Feb. 24 (Bloomberg) -- Coffee prices, which have doubled in the past year, may rally another 48 percent to the highest since at least 1972 as demand outpaces supply, according to Hackett Financial Advisors Inc.
The CHART OF THE DAY shows that coffee has surged as demand grew in countries that ship the commodity, including Brazil, the world’s biggest producer. Prices may climb to $4 a pound in 12 to 18 months as demand gains 3 percent in the exporting countries, eroding dwindling stockpiles, said Shawn Hackett, president of Hackett Financial.
“The current demand cannot be satisfied,” Hackett said by telephone from Boynton Beach, Florida. “The price will continue to go up until people who drink coffee drink less.”

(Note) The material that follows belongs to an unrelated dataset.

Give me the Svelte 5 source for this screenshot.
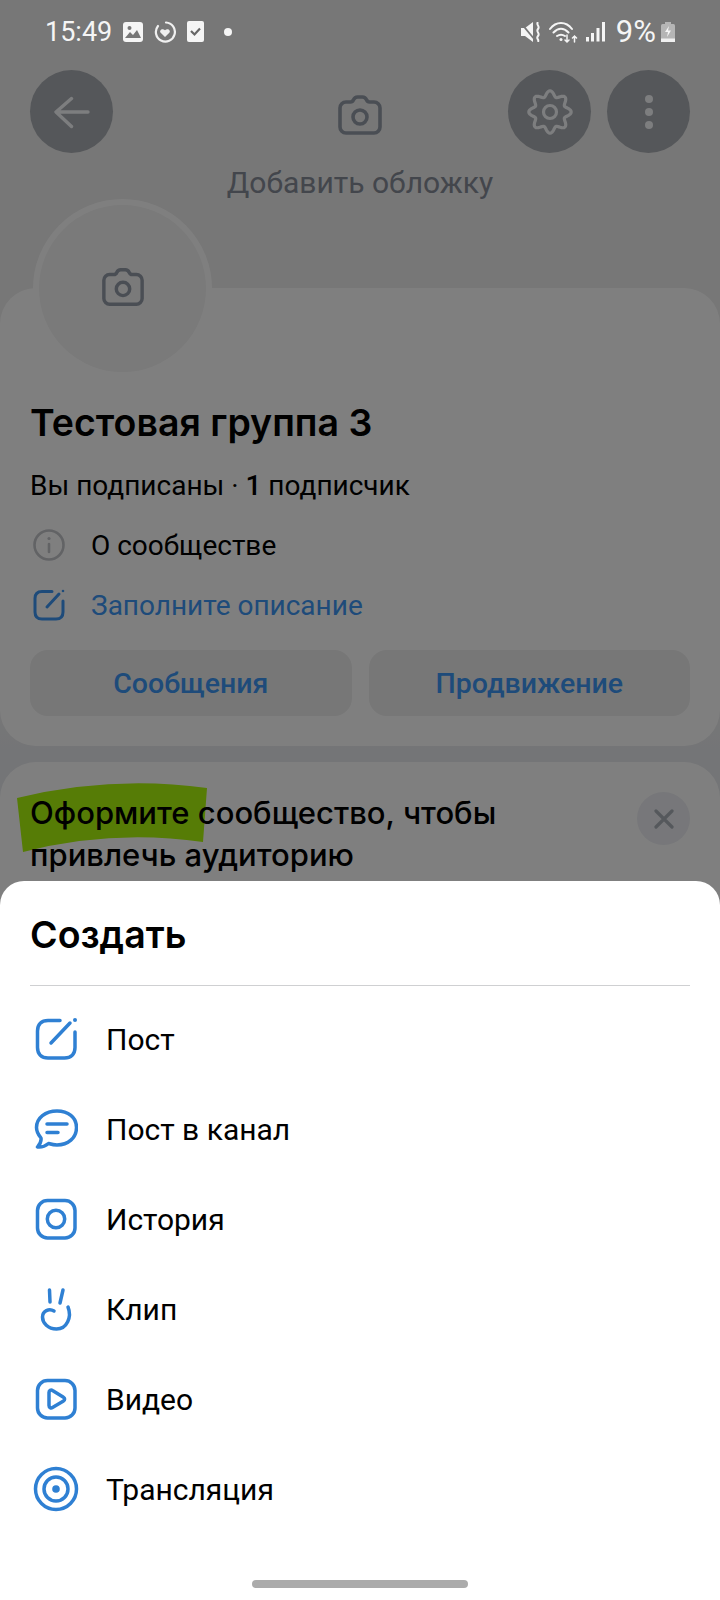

Rising consumption in emerging economies will be the main driver for coffee prices, Hackett said. Accelerating economic growth boosted demand in exporting nations by 23 percent since Sept. 30, 2005, according to data from the International Coffee Organization. In that time, stockpiles in the nations have plunged 65 percent, the group said.
Yesterday, arabica coffee for May delivery fell 1.8 percent to $2.6945 a pound on ICE Futures U.S. in New York. The price touched $2.784 on Feb. 22, the highest since May 1997. The commodity touched $3.375 in April 1977, the highest according to Bloomberg data that starts in 1972.
ICO data is based on an average global crop year that runs from October through September.